## start Data block

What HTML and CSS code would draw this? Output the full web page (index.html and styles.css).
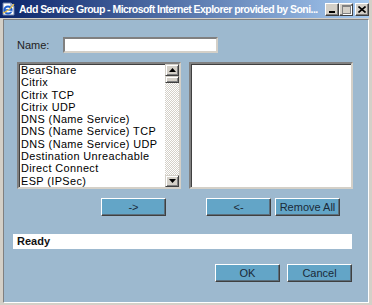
FILE: index.html
```html
<!DOCTYPE html>
<html>
<head>
<meta charset="utf-8">
<link rel="stylesheet" href="styles.css">
</head>
<body>
<div class="window">
  <div class="titlebar">
    <svg class="app-icon" width="14" height="14" viewBox="0 0 14 14">
      <path d="M1 1h8l3 3v9H1z" fill="#fff" stroke="#6a7fa8" stroke-width="1"/>
      <path d="M9 1v3h3" fill="#dfe6f2" stroke="#6a7fa8" stroke-width="1"/>
      <circle cx="6" cy="8" r="3.6" fill="none" stroke="#1d5fd0" stroke-width="2"/>
      <path d="M2.6 8h7" stroke="#1d5fd0" stroke-width="1.6"/>
      <path d="M6 8h4" stroke="#fff" stroke-width="0.8" transform="translate(0 1.3)"/>
      <path d="M1 11c3-1 8-5 11-9" fill="none" stroke="#f2c33c" stroke-width="1.2"/>
    </svg>
    <span class="title-text">Add Service Group - Microsoft Internet Explorer provided by Soni...</span>
    <div class="caption-buttons">
      <span class="cap-btn cap-min"><i></i></span>
      <span class="cap-btn cap-max"><i></i></span>
      <span class="cap-btn cap-close">
        <svg width="8" height="7" viewBox="0 0 8 7"><path d="M0.5 0.5l7 6M7.5 0.5l-7 6" stroke="#000" stroke-width="1.6"/></svg>
      </span>
    </div>
  </div>
  <div class="client">
    <div class="name-row">
      <label class="name-label">Name:</label>
      <div class="text-input"></div>
    </div>
    <div class="lists">
      <div class="listbox">
        <ul class="items">
          <li>BearShare</li>
          <li>Citrix</li>
          <li>Citrix TCP</li>
          <li>Citrix UDP</li>
          <li>DNS (Name Service)</li>
          <li>DNS (Name Service) TCP</li>
          <li>DNS (Name Service) UDP</li>
          <li>Destination Unreachable</li>
          <li>Direct Connect</li>
          <li>ESP (IPSec)</li>
        </ul>
        <div class="scrollbar">
          <span class="sb-btn"><svg width="7" height="4" viewBox="0 0 7 4"><path d="M3.5 0L7 4H0z" fill="#000"/></svg></span>
          <span class="sb-thumb"></span>
          <span class="sb-track"></span>
          <span class="sb-btn"><svg width="7" height="4" viewBox="0 0 7 4"><path d="M0 0h7L3.5 4z" fill="#000"/></svg></span>
        </div>
      </div>
      <div class="listbox"></div>
    </div>
    <div class="move-row">
      <button class="btn">-&gt;</button>
      <button class="btn btn-back">&lt;-</button>
      <button class="btn">Remove All</button>
    </div>
    <div class="status">Ready</div>
    <div class="actions">
      <button class="btn">OK</button>
      <button class="btn">Cancel</button>
    </div>
  </div>
</div>
</body>
</html>
```

FILE: styles.css
```css
html, body {
  margin: 0;
  padding: 0;
}
body {
  width: 372px;
  height: 305px;
  overflow: hidden;
  font-family: "Liberation Sans", Arial, sans-serif;
}
.window {
  width: 372px;
  height: 305px;
  background: #d4d0c8;
  display: flex;
  flex-direction: column;
}
.titlebar {
  height: 18px;
  margin-right: 3px;
  background: linear-gradient(to right, #0a246a, #a6caf0);
  display: flex;
  align-items: center;
  position: relative;
}
.app-icon {
  margin-left: 2px;
  flex: none;
}
.title-text {
  margin-left: 3px;
  max-width: 306px;
  overflow: hidden;
  color: #fff;
  font-weight: bold;
  font-size: 10.5px;
  letter-spacing: -0.55px;
  white-space: nowrap;
}
.caption-buttons {
  position: absolute;
  right: 0;
  top: 3px;
  display: flex;
}
.cap-btn {
  width: 12px;
  height: 11px;
  background: #d4d0c8;
  border: 1px solid;
  border-color: #fff #404040 #404040 #fff;
  box-shadow: inset -1px -1px #808080;
  position: relative;
  display: flex;
  align-items: center;
  justify-content: center;
}
.cap-close {
  margin-left: 2px;
}
.cap-min i {
  position: absolute;
  left: 3px;
  bottom: 2px;
  width: 6px;
  height: 2px;
  background: #000;
}
.cap-max i {
  width: 7px;
  height: 6px;
  border: 1px solid #808080;
  border-top-width: 2px;
  box-shadow: 1px 1px #fff;
}
.client {
  margin: 1px 3px 2px 3px;
  flex: 1;
  background: #9db9cf;
  border: 1px solid;
  border-color: #808080 #fff #fff #808080;
  display: flex;
  flex-direction: column;
}
.name-row {
  display: flex;
  align-items: center;
  margin: 17px 0 0 13px;
  height: 16px;
}
.name-label {
  width: 46px;
  font-size: 11px;
  color: #222;
}
.text-input {
  width: 151px;
  height: 12px;
  background: #fff;
  border: 2px solid;
  border-color: #808080 #d4d0c8 #d4d0c8 #808080;
}
.lists {
  display: flex;
  gap: 8px;
  margin: 9px 0 0 13px;
}
.listbox {
  width: 160px;
  height: 123px;
  background: #fff;
  border: 2px solid;
  border-color: #808080 #d4d0c8 #d4d0c8 #808080;
  box-shadow: inset 1px 1px #404040;
  display: flex;
}
.items {
  list-style: none;
  margin: 0;
  padding: 0 0 0 2px;
  flex: 1;
  font-size: 10.9px;
  letter-spacing: 0.4px;
  line-height: 12.3px;
  color: #000;
  white-space: nowrap;
  overflow: hidden;
}
.scrollbar {
  width: 14px;
  display: flex;
  flex-direction: column;
}
.sb-btn {
  height: 10px;
  background: #d4d0c8;
  border: 1px solid;
  border-color: #d4d0c8 #404040 #404040 #d4d0c8;
  box-shadow: inset 1px 1px #fff, inset -1px -1px #808080;
  display: flex;
  align-items: center;
  justify-content: center;
}
.sb-thumb {
  height: 5px;
  background: #d4d0c8;
  border: 1px solid;
  border-color: #d4d0c8 #404040 #404040 #d4d0c8;
  box-shadow: inset 1px 1px #fff, inset -1px -1px #808080;
}
.sb-track {
  flex: 1;
  background: repeating-conic-gradient(#d4d0c8 0 25%, #fff 0 50%) 0 0 / 2px 2px;
}
.move-row {
  display: flex;
  margin: 9px 0 0 97px;
  gap: 4px;
}
.btn {
  width: 65px;
  height: 18px;
  margin: 0;
  padding: 0;
  background: #63a5c7;
  border: 1px solid;
  border-color: #fff #404040 #404040 #fff;
  box-shadow: inset -1px -1px #5a6e7c;
  font-family: "Liberation Sans", Arial, sans-serif;
  font-size: 11px;
  color: #1a2a38;
}
.btn-back {
  margin-left: 36px;
}
.status {
  margin: 18px 0 0 9px;
  width: 335px;
  height: 15px;
  padding-left: 4px;
  background: #fff;
  font-size: 11px;
  font-weight: bold;
  line-height: 15px;
  color: #111;
}
.actions {
  display: flex;
  justify-content: flex-end;
  gap: 7px;
  margin-top: 15px;
  padding-right: 16px;
}
```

## end Data block

> [Task directions]
Search the data above for the string "index" and copy each line that has it.

> [Exercise response]
What HTML and CSS code would draw this? Output the full web page (index.html and styles.css).
FILE: index.html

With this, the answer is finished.